8B.1 Remembering the Great Scientist and Mentor Ron Przybylinski

Wednesday, 25 January 2017: 8:30 AM
Conference Center: Tahoma 3 (Washington State Convention Center )
James E. Sieveking Jr., NWS, Saint Charles, MO

The National Weather Service (NWS) lost one of its brightest and most beloved scientists on 12 March 2015, with the passing of Ron Przybylinski. Ron served as the Science and Operations Officer (SOO) at the NWS Weather Forecast Office in St. Louis since 1991 and was well known throughout the agency and greater meteorological community, not only as a great scientist, but also as a caring, engaging, and thoughtful colleague. During his 35-year career with the NWS, Ron made major contributions to operational meteorology and became a recognized expert on quasi-linear convective systems, bow echoes, mesoscale convective systems, as well as the convective winds and tornadogenesis associated with these thunderstorm structures. 

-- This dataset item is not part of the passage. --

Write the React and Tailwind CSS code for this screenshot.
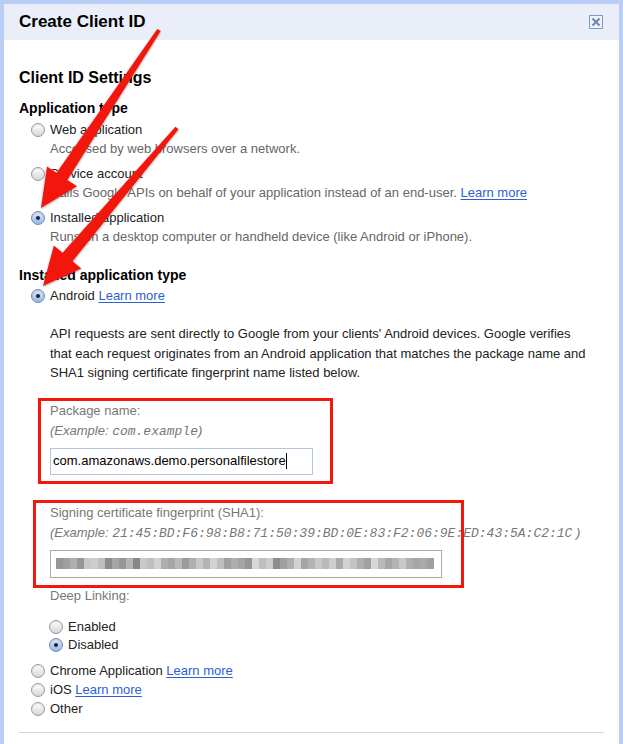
import React from "react";

const FONT = { fontFamily: '"Liberation Sans", Arial, sans-serif' };

function Radio({ checked }) {
  if (checked) {
    return (
      <span className="relative inline-flex w-[14px] h-[14px] shrink-0 rounded-full border border-[#6f8cb8] bg-gradient-to-b from-[#dfe9f8] to-[#97b7e6] items-center justify-center shadow-[inset_0_1px_1px_rgba(0,0,0,0.15)]">
        <span className="w-[4px] h-[4px] rounded-full bg-[#1a2433]" />
      </span>
    );
  }
  return (
    <span className="inline-flex w-[14px] h-[14px] shrink-0 rounded-full border border-[#9b9b9b] bg-gradient-to-b from-[#ffffff] to-[#d6d6d6] shadow-[inset_0_1px_1px_rgba(0,0,0,0.12)]" />
  );
}

function Link({ children }) {
  return <span className="text-[#2c5fd3] underline underline-offset-[2px]">{children}</span>;
}

const GRAYS = [150,160,175,150,200,205,190,140,165,150,180,135,200,190,210,175,165,185,155,175,200,180,210,190,160,175,165,150,215,190,205,140,160,175,210,165,180,200,185,205,170,210,195,175,160,215,185,165,180,200,175,165,170,160];

function Arrows() {
  return (
    <svg className="absolute left-0 top-0 pointer-events-none" width="623" height="744" viewBox="0 0 623 744">
      <defs>
        <filter id="sh" x="-20%" y="-20%" width="140%" height="140%">
          <feDropShadow dx="0" dy="1" stdDeviation="1.2" floodColor="#000" floodOpacity="0.35" />
        </filter>
      </defs>
      <polygon
        filter="url(#sh)"
        fill="#f2180c"
        points="157.3,28.9 56.6,172.7 47,166.4 41,208 77,186.2 67.4,179.9 160.7,31.1"
      />
      <polygon
        filter="url(#sh)"
        fill="#f2180c"
        points="175.5,126.7 62.6,252.8 53.9,245.4 43,286 81.3,268.6 72.6,261.2 178.5,129.3"
      />
    </svg>
  );
}

export default function App() {
  return (
    <div className="relative w-[623px] h-[744px] overflow-hidden bg-[#b9cdf6] pt-[4px] px-[4px]" style={FONT}>
      <div className="relative z-0 bg-white h-full text-[13px] text-[#222]">
        <div className="h-[36px] bg-[#e9eef8] flex items-center justify-between pl-[15px] pr-[16px]">
          <span className="text-[17px] font-bold text-black">Create Client ID</span>
          <span className="w-[14px] h-[14px] border border-[#7f9cc2] bg-[#eef2fa] flex items-center justify-center">
            <svg width="10" height="10" viewBox="0 0 10 10">
              <path d="M1.5 1.5 L8.5 8.5 M8.5 1.5 L1.5 8.5" stroke="#6a88b0" strokeWidth="2" />
            </svg>
          </span>
        </div>

        <div className="pl-[15px] pr-[15px]">
          <div className="mt-[28px] h-[20px] leading-[20px] text-[16px] font-bold text-black">Client ID Settings</div>
          <div className="mt-[10px] h-[20px] leading-[20px] text-[14px] font-bold text-black">Application type</div>

          <div className="mt-[3px] pl-[12px] flex flex-col gap-[6px]">
            <div>
              <div className="flex items-center h-[18px] gap-[5px]">
                <Radio />
                <span>Web application</span>
              </div>
              <div className="pl-[19px] h-[20px] leading-[20px] text-[#666]">Accessed by web browsers over a network.</div>
            </div>
            <div>
              <div className="flex items-center h-[18px] gap-[5px]">
                <Radio />
                <span>Service account</span>
              </div>
              <div className="pl-[19px] h-[20px] leading-[20px] text-[#666]">
                Calls Google APIs on behalf of your application instead of an end-user. <Link>Learn more</Link>
              </div>
            </div>
            <div>
              <div className="flex items-center h-[18px] gap-[5px]">
                <Radio checked />
                <span>Installed application</span>
              </div>
              <div className="pl-[19px] h-[20px] leading-[20px] text-[#666]">
                Runs on a desktop computer or handheld device (like Android or iPhone).
              </div>
            </div>
          </div>

          <div className="mt-[18px] h-[20px] leading-[20px] text-[14px] font-bold text-black">Installed application type</div>
          <div className="mt-[2px] pl-[12px] flex items-center h-[18px] gap-[5px]">
            <Radio checked />
            <span>
              Android <Link>Learn more</Link>
            </span>
          </div>

          <p className="mt-[19px] pl-[31px] leading-[19.5px] whitespace-nowrap">
            API requests are sent directly to Google from your clients' Android devices. Google verifies
            <br />
            that each request originates from an Android application that matches the package name and
            <br />
            SHA1 signing certificate fingerprint name listed below.
          </p>

          <div className="mt-[15px] ml-[19px] w-[295px] border-[3px] border-[#f2180c] pl-[9px] pb-[6px]">
            <div className="h-[20px] leading-[20px] text-[#777]">Package name:</div>
            <div className="h-[19px] leading-[19px] text-[#777] whitespace-nowrap">
              <span className="italic">(Example: </span>
              <span className="italic" style={{ fontFamily: '"Liberation Mono", "Courier New", monospace' }}>com.example</span>
              <span className="italic">)</span>
            </div>
            <div className="mt-[8px] w-[263px] h-[27px] border border-[#b4c6de] bg-white flex items-center pl-[2px]">
              <span className="text-black">com.amazonaws.demo.personalfilestore</span>
              <span className="w-[1px] h-[16px] bg-black" />
            </div>
          </div>

          <div className="mt-[16px] ml-[14px] w-[431px] border-[3px] border-[#f2180c] pl-[14px] pb-[7px]">
            <div className="h-[20px] leading-[20px] text-[#777]">Signing certificate fingerprint (SHA1):</div>
            <div className="relative z-[-1] h-[20px] leading-[20px] text-[#777] whitespace-nowrap">
              <span className="italic">(Example: </span>
              <span className="italic" style={{ fontFamily: '"Liberation Mono", "Courier New", monospace' }}>
                21:45:BD:F6:98:B8:71:50:39:BD:0E:83:F2:06:9E:ED:43:5A:C2:1C
              </span>
              <span className="italic"> )</span>
            </div>
            <div className="mt-[7px] w-[392px] h-[28px] border border-[#aaaaaa] bg-white flex items-center pl-[5px]">
              <svg width="378" height="11" viewBox="0 0 378 11">
                {GRAYS.map((g, i) => (
                  <rect key={i} x={i * 7} y="0" width="7" height="11" fill={`rgb(${g},${g},${g})`} />
                ))}
              </svg>
            </div>
          </div>

          <div className="pl-[31px] h-[16px] leading-[16px] text-[#777]">Deep Linking:</div>

          <div className="mt-[14px] pl-[30px]">
            <div className="flex items-center h-[18px] gap-[5px]">
              <Radio />
              <span>Enabled</span>
            </div>
            <div className="flex items-center h-[18px] gap-[5px]">
              <Radio checked />
              <span>Disabled</span>
            </div>
          </div>

          <div className="mt-[8px] pl-[12px]">
            <div className="flex items-center h-[19px] gap-[5px]">
              <Radio />
              <span>
                Chrome Application <Link>Learn more</Link>
              </span>
            </div>
            <div className="flex items-center h-[19px] gap-[5px]">
              <Radio />
              <span>
                iOS <Link>Learn more</Link>
              </span>
            </div>
            <div className="flex items-center h-[19px] gap-[5px]">
              <Radio />
              <span>Other</span>
            </div>
          </div>

          <div className="mt-[13px] h-[1px] bg-[#ccd5e6]" />
        </div>
      </div>
      <Arrows />
    </div>
  );
}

Throughout his career, Ron enthusiastically shared his research with his peers throughout the NWS and mentored countless forecasters and students across the country. He worked with the academic research community and was a principal investigator on the severe straight-line winds component of the COMET Cooperative Project with Saint Louis University. He was instrumental in helping bring new, life-saving technology into operations, serving as a project leader on the Operational Test and Evaluation of the WSR-88D Doppler Radar and a key organizer and participant in the 2003 Bow Echo and Mesoscale Convective Vortex Experiment (BAMEX). Ron was also an active member of both the American Meteorological Society (AMS) and National Weather Association (NWA); serving on both the AMS Severe Local Storms Committee and as a Councilor for the NWA. Ron published numerous scientific papers and gave many presentations at both AMS and NWA conferences over his distinguished career.

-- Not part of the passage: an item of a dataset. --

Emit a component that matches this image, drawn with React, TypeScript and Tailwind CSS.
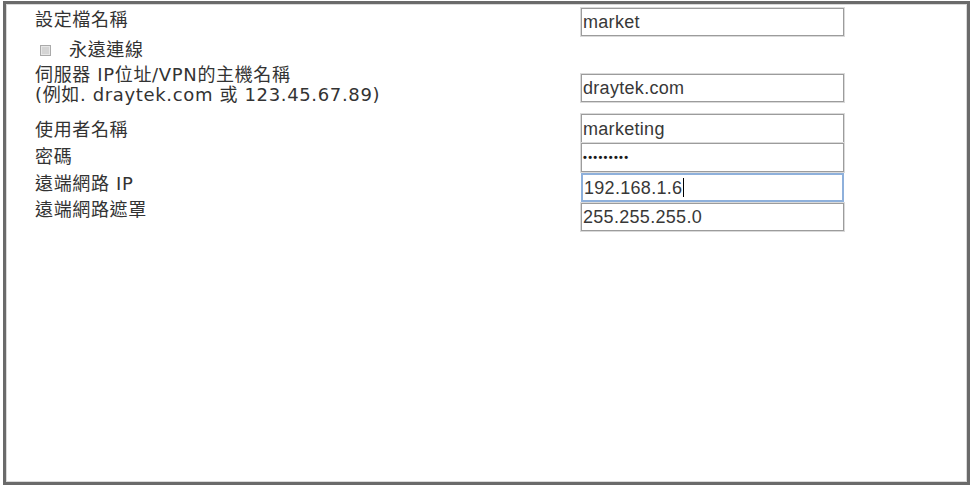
import React from "react";

const labelFont = {fontFamily: '"DejaVu Sans", "Noto Sans CJK TC", sans-serif'};
const inputFont = {fontFamily: '"Liberation Sans", Arial, "Noto Sans CJK TC", sans-serif'};

interface FieldProps {
    value?: string;
    className?: string;
    focused?: boolean;
    password?: boolean;
}

const Field = ({value = "", className = "", focused = false, password = false}: FieldProps) => {
    return (
        <div
            className={`flex w-[263px] items-center bg-white pl-[1px] text-[18px] tracking-[0.3px] text-[#383838] ${
                focused
                    ? "border-2 border-[#8eb0db]"
                    : "border border-[#9c9c9c] shadow-[0_0_0_1px_#dadada]"
            } ${className}`}
            style={inputFont}
        >
            {password ? (
                <span className="text-[11px] font-bold leading-none tracking-[1.3px] text-[#1a1a1a]">
                    {"•••••••••"}
                </span>
            ) : (
                <span className="leading-none">{value}</span>
            )}
            {focused && <span className="ml-[1px] h-[19px] w-[1px] bg-black" />}
        </div>
    );
};

export default function App() {
    return (
        <div className="h-[487px] w-[971px] overflow-hidden bg-white">
            <div className="ml-[3px] mt-[1px] flex h-[484px] w-[967px] border-[3px] border-[#6a6a6a] shadow-[inset_1px_1px_0_#d9d9d9,inset_-1px_-1px_0_#d9d9d9]">
                {/* labels */}
                <div
                    className="flex w-[575px] flex-col pl-[29px] text-[18px] leading-[20px] tracking-[0.65px] text-[#333]"
                    style={labelFont}
                >
                    <p className="mt-[6px]">設定檔名稱</p>
                    <div className="mt-[10px] flex h-[20px] items-center">
                        <span className="ml-[5px] h-[11px] w-[11px] border border-[#aaaaaa] bg-[#d4d4d4] shadow-[inset_0_0_0_1px_#e6e6e6]" />
                        <span className="ml-[18px]">永遠連線</span>
                    </div>
                    <p className="mt-[5px]">伺服器 IP位址/VPN的主機名稱</p>
                    <p>(例如. draytek.com 或 123.45.67.89)</p>
                    <p className="mt-[15px]">使用者名稱</p>
                    <p className="mt-[7px]">密碼</p>
                    <p className="mt-[7px]">遠端網路 IP</p>
                    <p className="mt-[6px]">遠端網路遮罩</p>
                </div>

                {/* inputs */}
                <div className="flex flex-col">
                    <Field value="market" className="mt-[4px] h-[28px]" />
                    <Field value="draytek.com" className="mt-[38px] h-[28px]" />
                    <Field value="marketing" className="mt-[12px] h-[29px]" />
                    <Field password className="h-[29px]" />
                    <Field value="192.168.1.6" focused className="mt-[1px] h-[29px]" />
                    <Field value="255.255.255.0" className="mt-[1px] h-[28px]" />
                </div>
            </div>
        </div>
    );
}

Ron was recognized for his scientific achievements in 1989 as a recipient of the NWA Operational Research Award, in 2003 with the NWA T. Theodore Fujita Research Achievement Award, and in 2012 with the Charles L. Mitchell Award by the AMS “for improving NWS warnings through collaborative research and training in recognizing Doppler radar signatures associated with high wind events in quasi-linear convective systems.” In 2013, NOAA honored Ron with the Distinguished Career Award “for his work, which has improved our understanding of severe weather threats to our Nation, including damaging straight-line winds and tornadoes.”

Ron’s intense curiosity about the science of meteorology, his selflessness in working with countless young scientists across the country, and his unwavering dedication to public service will live on in all those fortunate enough to have known or worked with him.